Housekeeping is narrated by Ruthie, a teenage girl who, after a series of unfortunate family deaths, is raised by her aunt Sylvie. Sylvie, a former transient, is an unconventional parental figure: she takes catnaps on the town park benches, fills her family home with tin cans and stacks of magazines, and serves dinner every night with the lights out. As Ruthie's sister Lucille increasingly rejects Sylvie's ways, Ruthie finds herself willingly dissolving into the rhythms of Sylvie's strange, unfettered lifestyle.
Housekeeping is a novel that asks its readers to slow down. After a summer of Charlaine Harris, I had to focus on reading Housekeeping patiently, on respecting the ebb and flow of Robinson's style. But this brief novel amply rewards a reader who is willing to be still: Robinson's prose is supple and winding and rich with sensuous imagery, and each page is lush with contemplative eddies as Ruthie mulls over memory, death, and the liquidity of time.
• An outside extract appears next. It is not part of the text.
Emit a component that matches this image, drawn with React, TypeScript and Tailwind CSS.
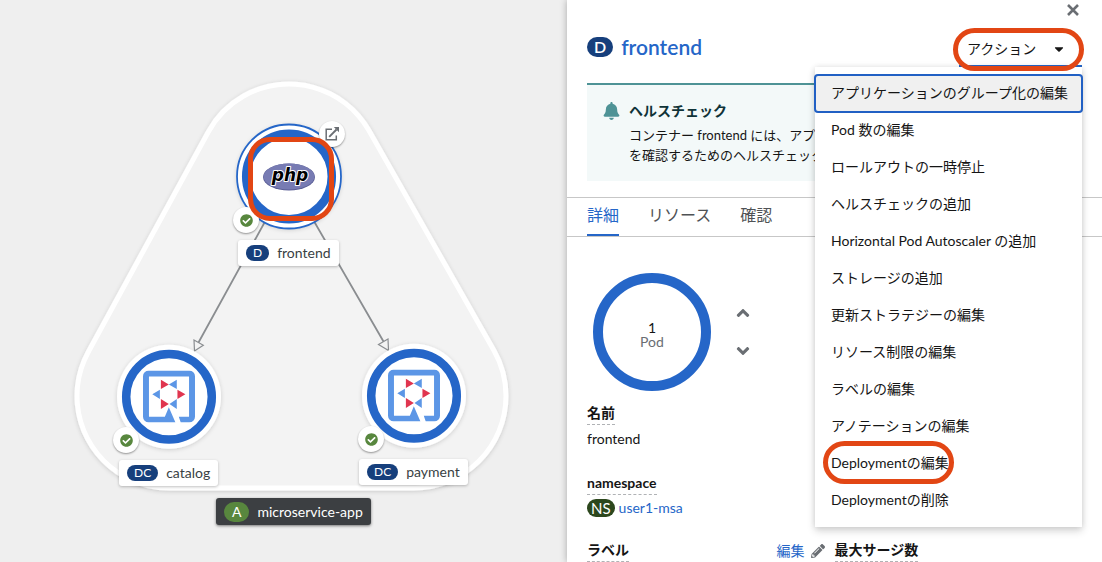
import React from "react";
import {
  FaAngleDown,
  FaAngleUp,
  FaBell,
  FaCaretDown,
  FaCheckCircle,
  FaPencilAlt,
} from "react-icons/fa";

const actions = [
  "アプリケーションのグループ化の編集",
  "Pod 数の編集",
  "ロールアウトの一時停止",
  "ヘルスチェックの追加",
  "Horizontal Pod Autoscaler の追加",
  "ストレージの追加",
  "更新ストラテジーの編集",
  "リソース制限の編集",
  "ラベルの編集",
  "アノテーションの編集",
  "Deploymentの編集",
  "Deploymentの削除",
];

function QuarkusIcon({ x, y }: { x: number; y: number }) {
  return (
    <svg x={x} y={y} width="52" height="52" viewBox="0 0 157 157">
      <path
        fill="#5c96e6"
        d="M78 111 98 157H17A17 17 0 0 1 0 140V17A17 17 0 0 1 17 0H140A17 17 0 0 1 157 17V140A17 17 0 0 1 140 157H114L108 140H139V18H18V140H66Z"
      />
      <path fill="#e0354f" d="M54 28V56L78 42ZM104 58V86L128 72ZM54 86V116L78 101Z" />
      <path fill="#5c96e6" d="M102 28V56L78 42ZM51 58V86L28 72ZM102 86V116L80 101Z" />
    </svg>
  );
}

function PhpIcon() {
  return (
    <g>
      <ellipse cx="289" cy="177" rx="26" ry="13.5" fill="#5b5f96" />
      <ellipse cx="289" cy="176.600" rx="25.500" ry="13" fill="#777bb3" />
      <text
        x="290"
        y="181"
        textAnchor="middle"
        fill="#000"
        stroke="#fff"
        strokeWidth="2"
        strokeLinejoin="round"
        paintOrder="stroke"
        className="font-['DejaVu_Sans',sans-serif] text-[17px] font-bold italic"
      >
        php
      </text>
    </g>
  );
}

function StatusBadge({ className }: { className: string }) {
  return (
    <span
      className={`absolute flex size-[26px] items-center justify-center rounded-full bg-white shadow-[0_1px_2px_rgba(0,0,0,0.4)] ${className}`}
    >
      <FaCheckCircle className="size-[13px] text-[#58873e]" />
    </span>
  );
}

function NodeLabel({ kind, name, className }: { kind: string; name: string; className: string }) {
  return (
    <div
      className={`absolute flex h-[26px] items-center gap-2 rounded-[3px] bg-white px-2 text-sm whitespace-nowrap text-[#393f44] shadow-[0_1px_3px_rgba(0,0,0,0.25)] ${className}`}
    >
      <span className="rounded-full bg-[#163f7c] px-[7px] text-xs leading-4 text-white">{kind}</span>
      {name}
    </div>
  );
}

function Topology() {
  const hull = "289,176 169,396 414,396";
  return (
    <section aria-label="トポロジー" className="relative min-w-0 flex-1 overflow-hidden bg-[#efefef]">
      <svg className="absolute top-0 left-0" width="567" height="562" viewBox="0 0 567 562">
        <defs>
          <filter id="soft" filterUnits="userSpaceOnUse" x="0" y="0" width="567" height="562">
            <feDropShadow dx="0" dy="1" stdDeviation="2" floodColor="#000" floodOpacity="0.16" />
          </filter>
        </defs>
        <g strokeLinejoin="round">
          <polygon points={hull} fill="#fff" stroke="#fff" strokeWidth="189" filter="url(#soft)" />
          <polygon points={hull} fill="#f3f3f3" stroke="#f3f3f3" strokeWidth="179" />
        </g>
        <g stroke="#8a8d90" strokeWidth="1.800" fill="none">
          <path d="M289 178 198.500 342.500M289 178 383.500 341.500" />
          <path strokeWidth="1.200" fill="#f3f3f3" d="M194.500 351 194 340 203.300 345.200ZM388.500 350.500 378.500 344.500 388 339Z" />
        </g>
        <g filter="url(#soft)" fill="#fff">
          <circle cx="289" cy="176.500" r="52.500" />
          <circle cx="169" cy="396.700" r="52" />
          <circle cx="414" cy="395.700" r="52" />
        </g>
        <g fill="none" stroke="#2566c8">
          <circle cx="289" cy="176.500" r="52" strokeWidth="1.800" />
          <g strokeWidth="8.500">
            <circle cx="289" cy="176.500" r="42.800" />
            <circle cx="169" cy="396.700" r="42.800" />
            <circle cx="414" cy="395.700" r="42.800" />
          </g>
        </g>
        <PhpIcon />
        <QuarkusIcon x={143} y={370.5} />
        <QuarkusIcon x={388} y={369.5} />
      </svg>

      <a
        href="#open"
        aria-label="URL を開く"
        className="absolute top-[121px] left-[319px] flex size-[26px] items-center justify-center rounded-full bg-white shadow-[0_1px_2px_rgba(0,0,0,0.4)]"
      >
        <svg width="14" height="14" viewBox="0 0 14 14" fill="none" stroke="#6a6e73">
          <path strokeWidth="1.500" d="M7 2.200H1.200V12.800H11.300V8.500" />
          <path strokeWidth="1.900" d="M4.200 9.800 11.500 2.500" />
          <path fill="#6a6e73" stroke="none" d="M8.800 0H14V5.200Z" />
        </svg>
      </a>
      <StatusBadge className="top-[207px] left-[233px]" />
      <StatusBadge className="top-[427px] left-[113px]" />
      <StatusBadge className="top-[426px] left-[358px]" />
      <div className="absolute top-[137px] left-[248px] h-[84px] w-[86px] rounded-[22px] border-5 border-[#e24614]" />

      <NodeLabel kind="D" name="frontend" className="top-[240px] left-[238px]" />
      <NodeLabel kind="DC" name="catalog" className="top-[460px] left-[119px]" />
      <NodeLabel kind="DC" name="payment" className="top-[459px] left-[359px]" />
      <div className="absolute top-[498px] left-[216px] flex h-[27px] items-center gap-2 rounded-[3px] bg-[#3c3f42] px-2 text-sm whitespace-nowrap text-white shadow-[0_1px_3px_rgba(0,0,0,0.5)]">
        <span className="rounded-full bg-[#58873e] px-2 leading-5">A</span>
        <span>microservice-app</span>
      </div>
    </section>
  );
}

function ActionMenu() {
  return (
    <div className="relative">
      <button
        type="button"
        aria-expanded="true"
        className="flex h-[33px] w-[123px] items-center justify-between border-b-2 border-[#2566c8] pr-4 pb-[2px] pl-2 text-sm"
      >
        アクション
        <FaCaretDown className="size-[14px]" />
      </button>
      <div className="pointer-events-none absolute -top-[6px] -right-[2px] z-20 h-[43px] w-[131px] rounded-[22px] border-5 border-[#e24614]" />
      <ul className="absolute top-full right-0 z-10 w-[267px] bg-white py-2 shadow-[0_4px_8px_rgba(3,3,3,0.16),0_0_6px_rgba(3,3,3,0.1)]">
        {actions.map((label, i) => (
          <li key={label} className="relative">
            <button
              type="button"
              className={
                i === 0
                  ? "block w-full rounded-[3px] bg-[#f0f0f0] px-4 pt-[7px] pb-[9px] text-left text-sm leading-[21px] whitespace-nowrap outline-2 outline-offset-[-1px] outline-[#2160c4]"
                  : "block w-full px-4 pt-[7px] pb-[9px] text-left text-sm leading-[21px] whitespace-nowrap"
              }
            >
              {label}
            </button>
            {label === "Deploymentの編集" && (
              <div className="pointer-events-none absolute -top-1 left-2 h-[43px] w-[131px] rounded-[22px] border-5 border-[#e24614]" />
            )}
          </li>
        ))}
      </ul>
    </div>
  );
}

function Term({ children }: { children: React.ReactNode }) {
  return (
    <dt className="w-fit border-b border-dashed border-[#b0b2b5] pb-px text-sm leading-5 font-bold">{children}</dt>
  );
}

function DetailPanel() {
  return (
    <aside className="relative z-10 w-[535px] shrink-0 overflow-hidden bg-white text-[#151515] shadow-[0_0_7px_rgba(0,0,0,0.3)]">
      <div className="flex h-5 justify-end px-5">
        <button type="button" aria-label="閉じる" className="px-[3px]">
          <svg width="12" height="12" viewBox="0 0 12 12" stroke="#6a6e73" strokeWidth="2.600">
            <path d="M1 1 11 11M11 1 1 11" />
          </svg>
        </button>
      </div>
      <header className="flex items-start justify-between px-5 pt-[14px]">
        <h1 className="flex items-center gap-2 text-[21px] leading-[26px] font-semibold text-[#2566c8]">
          <span className="rounded-full bg-[#163f7c] px-[7px] text-base leading-5 text-white">D</span>
          frontend
        </h1>
        <ActionMenu />
      </header>

      <div className="mx-5 mt-4 mb-4 flex h-[98px] gap-[9px] border-t-2 border-[#4e9396] bg-[#f3f9f9] px-4 pt-4">
        <FaBell className="mt-[1px] h-[18px] w-[17px] shrink-0 text-[#4e9396]" />
        <div className="whitespace-nowrap">
          <h2 className="text-sm leading-5 font-bold text-[#0f3338]">ヘルスチェック</h2>
          <p className="mt-1 text-[13px] leading-5">
            コンテナー frontend には、アプリケーションが正常に実行されていること
            <br />
            を確認するためのヘルスチェックがありません。
          </p>
        </div>
      </div>

      <nav className="flex h-10 gap-[29px] border-y border-[#c7c7c7] px-5 text-base text-[#4f5255]">
        <a href="#details" className="border-b-2 border-[#2566c8] leading-[34px] text-[#2566c8]">
          詳細
        </a>
        <a href="#resources" className="leading-[34px]">
          リソース
        </a>
        <a href="#observe" className="leading-[34px]">
          確認
        </a>
      </nav>

      <div className="flex items-center gap-[22px] px-[26px] pt-9">
        <div className="flex size-[118px] flex-col items-center justify-center rounded-full border-10 border-[#2566c8] pt-[6px] text-sm leading-[14px]">
          <span>1</span>
          <span className="text-[#6a6e73]">Pod</span>
        </div>
        <div className="flex flex-col gap-[18px] text-[#6a6e73]">
          <button type="button" aria-label="Pod 数を増やす">
            <FaAngleUp className="size-5" />
          </button>
          <button type="button" aria-label="Pod 数を減らす">
            <FaAngleDown className="size-5" />
          </button>
        </div>
      </div>

      <dl className="grid grid-cols-2 px-5 pt-3 text-sm">
        <div className="col-span-2 h-[70px]">
          <Term>名前</Term>
          <dd className="pt-[3px] leading-[21px]">frontend</dd>
        </div>
        <div className="col-span-2 h-[67px]">
          <Term>namespace</Term>
          <dd className="flex items-center gap-1 pt-[2px] leading-[21px]">
            <span className="rounded-full bg-[#2c471d] px-1 text-[15px] leading-[18px] text-white">NS</span>
            <a href="#namespace" className="text-[#2566c8]">
              user1-msa
            </a>
          </dd>
        </div>
        <div className="flex justify-between pr-[10px]">
          <Term>ラベル</Term>
          <dd>
            <button type="button" className="flex items-center gap-[6px] leading-[21px] text-[#2566c8]">
              編集
              <FaPencilAlt className="size-[14px] text-[#6a6e73]" />
            </button>
          </dd>
        </div>
        <div>
          <Term>最大サージ数</Term>
        </div>
      </dl>
    </aside>
  );
}

export default function App() {
  return (
    <main className="flex min-h-screen font-[Lato,'Noto_Sans_CJK_JP',sans-serif]">
      <Topology />
      <DetailPanel />
    </main>
  );
}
While Munro and Moriarty are compelling because of their realism, Robinson's writing entrances with its literary unreality: her novel is very much a reflection of Ruthie's perceptions and interior thoughts. Robinson's writing ruthlessly mirrors Ruthie's loneliness and increasing difference from the outside world, but Robinson writes so beautifully, so sadly, and so sensually that I was content to wander within the watery tide of Ruthie's thoughts.